Bölgedeki açık tehlikeye dikkat çeken Lübnanlı gazeteci Hasan İllaik, X platformunda yayımladığı gönderisinde, İsrail’in Suriye’de genişleyerek bir tampon bölge oluşturma çabasının yalnızca Suriye’yi değil tüm Levant’ı ve bölgeyi tehdit eden büyük bir tehlike olduğunu belirtti. Bunun bölgesel bir İsrail-Amerikan projesi olduğunu yazan İllaik’in yazısı şöyle:
– İsrail’in Suriye’de tampon bölge planı tüm bölge için bir tehdit
Şam’ın idari sınırlarından, batıda Suriye-Lübnan sınırının tepelerine, güneyde Suriye-Ürdün sınırına, doğuda Suriye-Irak sınırına kadar… Siyonistlerin Suriye’de ateşle dayatmayı planladıklarını ilan ettikleri tampon bölge işte budur. Bu olay, eski Devlet Başkanı Beşşar Esad rejiminin devrilmesinin ardından Suriye’deki silahların imha edilmesinin ardından yaşandı. Başlangıçta tampon bölge olarak çerçevelenen şey, artık gün geçtikçe İsrail kontrolü altındaki yeni bir bölgeye dönüşüyor.

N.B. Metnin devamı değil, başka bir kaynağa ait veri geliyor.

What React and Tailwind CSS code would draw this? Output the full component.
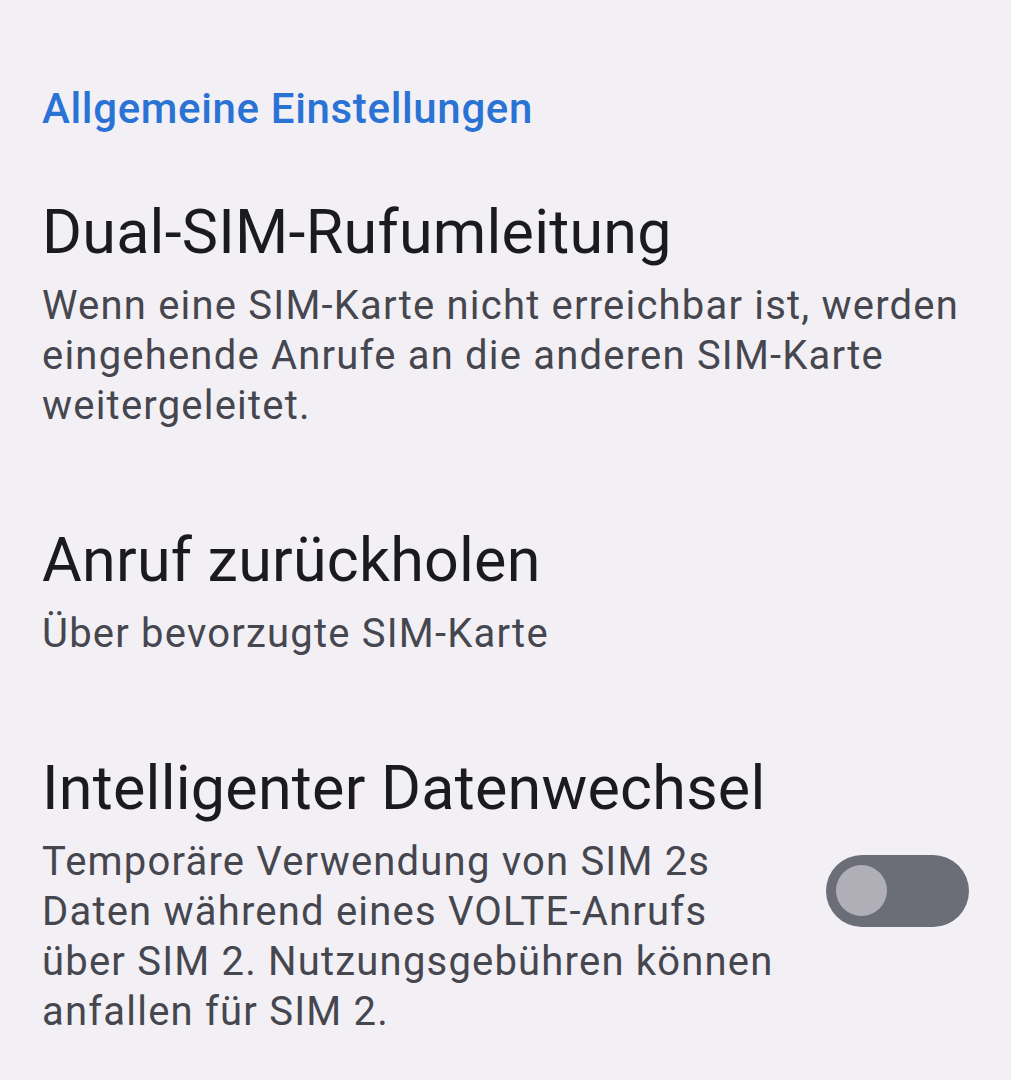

Levant ülkelerinin haritalarını sarsan bu İsrail saldırganlığı, Lübnan topraklarındaki birçok yerde devam eden işgalin yanı sıra, Lübnan’daki yönetimin ve tüm siyasi güçlerin (bu tehlikeyi en iyi ifade eden kişi Velid Canbolat’tır) birinci önceliği olmalıdır; çünkü Suriye’de yaşananlar Lübnan’dan ayrılamaz. Bundan şüphe eden varsa en azından 1860’lardan bu yana tarihimize baksın, ondan yüzyıllar öncesine de gidebiliriz.
İsrail, sahada batıda Nakura’dan doğuda Irak-Suriye sınırına kadar uzanan kesintisiz bir tampon bölge oluşturmayı amaçlıyor. Bu girişim son derece tehlikelidir; Camp David’den daha tehlikeli, Irak’ın işgalinden de daha az tehlikeli değil. Levant’taki mevcut yapıları havaya uçurmayı amaçlayan bir İsrail-Amerikan projesiyle karşı karşıyayız. Bu proje uygulanıyor, gizlice kurgulanan bir fikir veya komplo değil.

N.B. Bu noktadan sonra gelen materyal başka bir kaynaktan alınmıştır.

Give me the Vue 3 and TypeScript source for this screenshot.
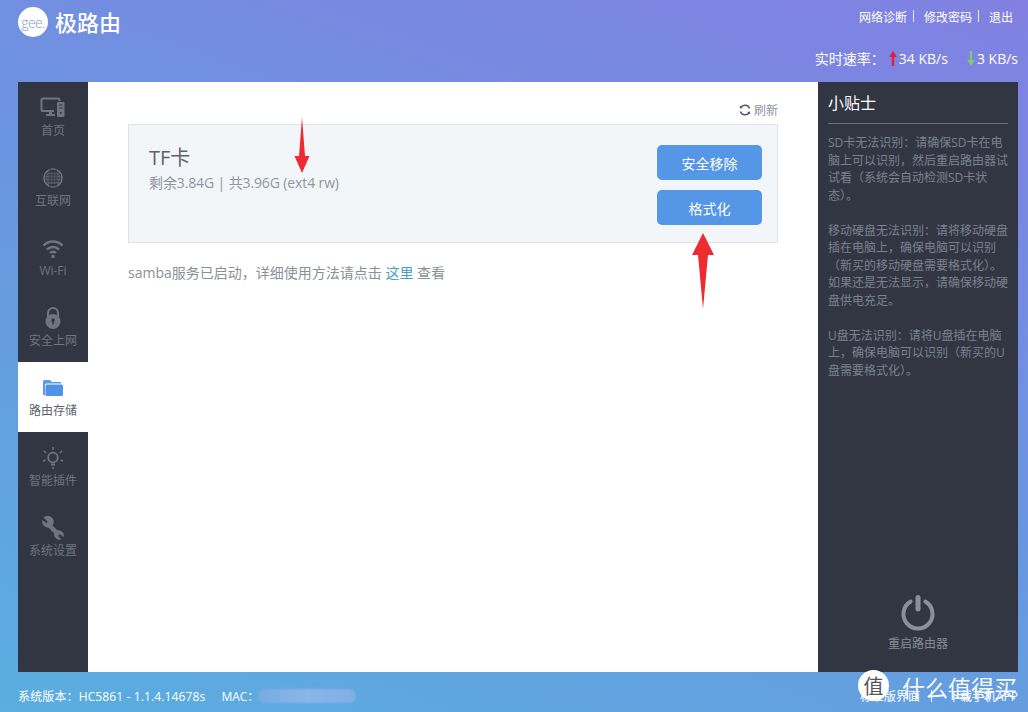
<template>
  <div class="page">
    <!-- Header -->
    <header class="top">
      <div class="brand">
        <span class="logo">gee.</span>
        <span class="brand-name">极路由</span>
      </div>
      <div class="top-right">
        <div class="top-links">
          <a>网络诊断</a><i></i><a>修改密码</a><i></i><a>退出</a>
        </div>
        <div class="speed">
          <span class="speed-label">实时速率：</span>
          <svg class="arrow-mini" width="8" height="15" viewBox="0 0 8 15"><path d="M4 0 8 6H5.2V15H2.8V6H0Z" fill="#e0223c" /></svg>
          <span class="speed-val">34 KB/s</span>
          <svg class="arrow-mini down" width="8" height="15" viewBox="0 0 8 15"><path d="M4 15 8 9H5.2V0H2.8V9H0Z" fill="#7fc97f" /></svg>
          <span>3 KB/s</span>
        </div>
      </div>
    </header>

    <!-- Main -->
    <main class="main">
      <nav class="side">
        <div v-for="item in navItems" :key="item.label" class="nav-item" :class="{ active: item.active }">
          <svg class="nav-icon" width="28" height="28" viewBox="0 0 28 28" v-html="item.icon"></svg>
          <span>{{ item.label }}</span>
        </div>
      </nav>

      <section class="content">
        <div class="refresh">
          <svg width="12" height="12" viewBox="0 0 12 12" fill="none">
            <path d="M10.6 4.4A5 5 0 0 0 1.6 3.6M1.4 7.6A5 5 0 0 0 10.4 8.4" stroke="#555b66" stroke-width="1.5" />
            <path d="M.6 1.6 1 4.6 4 4ZM11.4 10.4 11 7.4 8 8Z" fill="#555b66" />
          </svg>
          <span>刷新</span>
        </div>
        <div class="card">
          <div class="card-info">
            <div class="card-title">TF卡</div>
            <div class="card-sub">剩余3.84G | 共3.96G (ext4 rw)</div>
          </div>
          <div class="card-actions">
            <button type="button">安全移除</button>
            <button type="button">格式化</button>
          </div>
        </div>
        <p class="samba">samba服务已启动，详细使用方法请点击 <a>这里</a> 查看</p>
      </section>

      <aside class="tips">
        <h3>小贴士</h3>
        <div class="tips-body">
          <p v-for="tip in tips" :key="tip">{{ tip }}</p>
        </div>
        <div class="reboot">
          <svg width="36" height="36" viewBox="0 0 36 36" fill="none">
            <path d="M10.65 6.500A14.500 14.500 0 1 0 25.350 6.500" stroke="#8a909b" stroke-width="4" stroke-linecap="round" />
            <path d="M18 2.500V14" stroke="#8a909b" stroke-width="5" stroke-linecap="round" />
          </svg>
          <span>重启路由器</span>
        </div>
      </aside>
    </main>

    <!-- Footer -->
    <footer class="bottom">
      <div class="sys">
        <span class="version">系统版本：HC5861 - 1.1.4.14678s</span>
        <span class="mac">MAC：<b class="mac-blur"></b></span>
      </div>
      <div class="bottom-links">
        <a>标准版界面</a><i></i><a>下载手机APP</a>
      </div>
    </footer>

    <!-- Annotation arrows drawn over the screenshot -->
    <svg class="mark mark-a" width="16" height="56" viewBox="0 0 16 56"><path d="M8 0 11 39H15.500L8 56 .5 39H5Z" fill="#ee2b30" /></svg>
    <svg class="mark mark-b" width="22" height="76" viewBox="0 0 22 76"><path d="M11 0 22 22H16L11 76 6 22H0Z" fill="#ee2b30" /></svg>

    <!-- Watermark -->
    <div class="watermark">
      <span class="wm-badge">值</span>
      <span class="wm-text">什么值得买</span>
    </div>
  </div>
</template>

<script setup lang="ts">
interface NavItem {
  label: string
  icon: string
  active?: boolean
}

const navItems: NavItem[] = [
  {
    label: '首页',
    icon: '<g fill="none" stroke="#6f7480" stroke-width="2"><path d="M15 17H4a1.500 1.500 0 0 1-1.500-1.500V6A1.500 1.500 0 0 1 4 4.500h15A1.500 1.500 0 0 1 20.500 6v1"/></g><path d="M7 20h9v2H7zM10 17h3v3h-3z" fill="#6f7480"/><rect x="18" y="8" width="7.500" height="15" rx="1" fill="#6f7480"/><path d="M20 11h3.500M20 14h3.500" stroke="#323643"/><circle cx="21.700" cy="19" r="1" fill="#323643"/>',
  },
  {
    label: '互联网',
    icon: '<circle cx="14" cy="14" r="9" fill="none" stroke="#6f7480" stroke-width="1.500"/><path d="M9 8.500h10l2.500 3v5l-2.500 3.500H9l-2.500-3.500v-5z" fill="#6f7480" opacity=".7"/><path d="M6 11h16M6 14h16M6 17h16M11 5v18M14 5v18M17 5v18" stroke="#323643"/>',
  },
  {
    label: 'Wi-Fi',
    icon: '<g fill="none" stroke="#6f7480" stroke-width="2.500"><path d="M4.500 11.500a13.500 13.500 0 0 1 19 0"/><path d="M8 15.500a8.500 8.500 0 0 1 12 0"/><path d="M11 19a4 4 0 0 1 6 0"/></g><circle cx="14" cy="22.500" r="1.800" fill="#6f7480"/>',
  },
  {
    label: '安全上网',
    icon: '<path d="M9 13V9a5 5 0 0 1 10 0v4" fill="none" stroke="#6f7480" stroke-width="2.200"/><circle cx="14" cy="17.500" r="7.500" fill="#6f7480"/><circle cx="14" cy="16" r="1.800" fill="#323643"/><path d="M13.200 16h1.600v4.500h-1.600z" fill="#323643"/>',
  },
  {
    label: '路由存储',
    active: true,
    icon: '<path d="M4 20V7.500A1.500 1.500 0 0 1 5.500 6h5.500l2 2h9v1.500H7.500A1.500 1.500 0 0 0 6 11v10.500A2 2 0 0 1 4 20z" fill="#5a9ae6"/><rect x="6.500" y="10.500" width="17.500" height="11.500" rx="1.500" fill="#4f92e6"/>',
  },
  {
    label: '智能插件',
    icon: '<circle cx="14" cy="13.500" r="4.800" fill="none" stroke="#6f7480" stroke-width="1.800"/><path d="M12 19.500h4v2h-4z" fill="#6f7480"/><path d="M14 3v3M5 7l2.200 2M23 7l-2.200 2M4 17l2.500-1M24 17l-2.500-1M14 23v2" stroke="#6f7480" stroke-width="1.500" fill="none"/>',
  },
  {
    label: '系统设置',
    // single diagonal spanner: open jaw top-left, open jaw bottom-right
    icon: '<path d="M9.500 10.500 19 20" stroke="#6f7480" stroke-width="4.500"/><path d="M4.500 3.500 8.500 7.500 7.500 9.500 3.500 6a6 6 0 0 0 8.500 7l2-2.500A6 6 0 0 0 4.500 3.500z" fill="#6f7480"/><path d="M24.500 23 20.500 20 19 22 22.500 25.500a5.500 5.500 0 0 1-7-7l2-2a5.500 5.500 0 0 1 7 7z" fill="#6f7480"/>',
  },
]

const tips: string[] = [
  'SD卡无法识别：请确保SD卡在电脑上可以识别，然后重启路由器试试看（系统会自动检测SD卡状态）。',
  '移动硬盘无法识别：请将移动硬盘插在电脑上，确保电脑可以识别（新买的移动硬盘需要格式化）。如果还是无法显示，请确保移动硬盘供电充足。',
  'U盘无法识别：请将U盘插在电脑上，确保电脑可以识别（新买的U盘需要格式化）。',
]
</script>

<style>
html,
body {
  margin: 0;
  overflow: hidden;
}
</style>

<style scoped>
.page {
  position: relative;
  display: flex;
  flex-direction: column;
  width: 1028px;
  height: 712px;
  overflow: hidden;
  background: linear-gradient(20deg, #5aaee0 0%, #6a96e0 50%, #8280e2 100%);
  font-family: "Open Sans", "Noto Sans CJK SC", sans-serif;
  color: #fff;
}

/* header */
.top {
  display: flex;
  justify-content: space-between;
  flex: 0 0 82px;
  padding: 7px 10px 0 18px;
  box-sizing: border-box;
}
.brand {
  display: flex;
  align-items: flex-start;
  gap: 7px;
}
.logo {
  display: flex;
  align-items: center;
  justify-content: center;
  width: 30px;
  height: 30px;
  border-radius: 50%;
  background: #fff;
  color: #7f97d8;
  font-size: 14px;
  font-weight: 300;
  letter-spacing: -0.6px;
}
.brand-name {
  font-size: 22px;
  line-height: 30px;
  font-weight: 500;
}
.top-right {
  display: flex;
  flex-direction: column;
  align-items: flex-end;
}
.top-links {
  display: flex;
  align-items: center;
  height: 20px;
  padding-right: 5px;
  font-size: 12px;
}
.top-links i {
  width: 1px;
  height: 12px;
  margin: -3px 10px 0 6px;
  background: #e6e8f8;
}
.speed {
  display: flex;
  align-items: center;
  height: 22px;
  margin-top: 20px;
  font-size: 14px;
}
.speed-label {
  margin-right: 4px;
}
.arrow-mini {
  margin-right: 2px;
}
.arrow-mini.down {
  margin-left: 19px;
}

/* main */
.main {
  display: flex;
  flex: 1;
  min-height: 0;
  margin: 0 10px 0 18px;
  background: #fff;
}
.side {
  flex: 0 0 70px;
  background: #323643;
}
.nav-item {
  display: flex;
  flex-direction: column;
  align-items: center;
  height: 70px;
  padding-top: 12px;
  box-sizing: border-box;
  color: #6f7480;
  font-size: 12px;
  line-height: 16px;
}
.nav-item.active {
  background: #fff;
  color: #5d626c;
}
.nav-icon {
  margin-bottom: 1px;
}

.content {
  flex: 1;
  min-width: 0;
  padding: 20px 40px 0;
}
.refresh {
  display: flex;
  justify-content: flex-end;
  align-items: center;
  gap: 3px;
  height: 16px;
  color: #8d939c;
  font-size: 12px;
}
.card {
  display: flex;
  justify-content: space-between;
  height: 119px;
  margin-top: 6px;
  padding: 20px 15px 0 20px;
  box-sizing: border-box;
  border: 1px solid #dfe3e6;
  background: #f3f6f9;
}
.card-title {
  margin-top: 1px;
  font-size: 20px;
  line-height: 24px;
  color: #5c626d;
}
.card-sub {
  margin-top: 4px;
  font-size: 14px;
  line-height: 18px;
  letter-spacing: -0.12px;
  color: #90959e;
}
.card-actions {
  display: flex;
  flex-direction: column;
  gap: 10px;
}
.card-actions button {
  width: 105px;
  height: 35px;
  padding: 0;
  border: none;
  border-radius: 5px;
  background: #5596e6;
  color: #fff;
  font: inherit;
  font-size: 14px;
}
.samba {
  margin: 21px 0 0;
  font-size: 14px;
  line-height: 18px;
  color: #8a9099;
}
.samba a {
  color: #4a9cc9;
}

/* tips */
.tips {
  display: flex;
  flex-direction: column;
  flex: 0 0 200px;
  padding: 0 10px;
  box-sizing: border-box;
  background: #323643;
}
.tips h3 {
  margin: 0;
  height: 41px;
  line-height: 43px;
  font-size: 16px;
  font-weight: 400;
  border-bottom: 1px solid #6d717b;
}
.tips-body {
  flex: 1;
  padding-top: 10px;
  font-size: 12px;
  line-height: 17.500px;
  color: #7a8190;
}
.tips-body p {
  margin: 0 0 17.500px;
}
.reboot {
  display: flex;
  flex-direction: column;
  align-items: center;
  gap: 5px;
  padding-bottom: 20px;
  color: #858b96;
  font-size: 12px;
  line-height: 16px;
}

/* footer */
.bottom {
  display: flex;
  justify-content: space-between;
  align-items: center;
  flex: 0 0 40px;
  padding: 8px 10px 0 18px;
  box-sizing: border-box;
  font-size: 12px;
}
.sys {
  display: flex;
  align-items: center;
  gap: 16px;
}
.version {
  letter-spacing: 0.13px;
}
.mac {
  display: flex;
  align-items: center;
}
.mac-blur {
  width: 99px;
  height: 14px;
  margin-left: -2px;
  border-radius: 7px;
  background: linear-gradient(90deg, #76ace6, #8ab6e8 50%, #7fb0e6);
  filter: blur(1px);
}
.bottom-links {
  display: flex;
  align-items: center;
}
.bottom-links i {
  width: 1px;
  height: 12px;
  margin: 0 16px 0 11px;
  background: #fff;
}

/* overlays */
.mark {
  position: absolute;
}
.mark-a {
  left: 294px;
  top: 117px;
}
.mark-b {
  left: 692px;
  top: 233px;
}
.watermark {
  position: absolute;
  left: 858px;
  top: 668px;
  display: flex;
  align-items: center;
  gap: 13px;
  font-family: "Noto Sans CJK SC", sans-serif;
}
.wm-badge {
  display: flex;
  align-items: center;
  justify-content: center;
  width: 31px;
  height: 31px;
  border-radius: 50%;
  background: #fff;
  color: #555;
  font-size: 20px;
}
.wm-text {
  margin-top: 4px;
  font-size: 23px;
  line-height: 30px;
  color: rgba(255, 255, 255, 0.95);
}
</style>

Bu arada, yeni Suriye rejimi İsrail’in Suriye topraklarındaki tehlikeli genişlemesini büyük ölçüde görmezden geliyor ve bunun yerine Suriye nüfusunun bir kısmına yönelik baskıyı sürdürmeye odaklanıyor. Ve yeni rejim tarafından hedef alınan herkes için İsrail koruma sağlamaya hazır.
Peki ne yapmalıyız? En azından kısmen bazı Arap aktörler tarafından desteklenen İsrail-Amerikan projesi görmezden gelinemeyecek kadar tehlikeli. 105 yıl önce çizilen sınırlara ne kadar tutunursak tutunalım, İsrail bize parçalanma ve genişleme stratejisinin daha geniş kapsamı içinde sanki hepimiz tek bir ülkenin parçasıymışız gibi davranıyor.
Tekrar soruyorum, temel soru şu: Bizler -yetkililer, güçler, partiler ve bireyler- bugün Canbolat’ın haklı olarak Arap ulusal güvenliğini sabote etme projesi olarak tanımladığı bu projeye karşı ne yapmalıyız?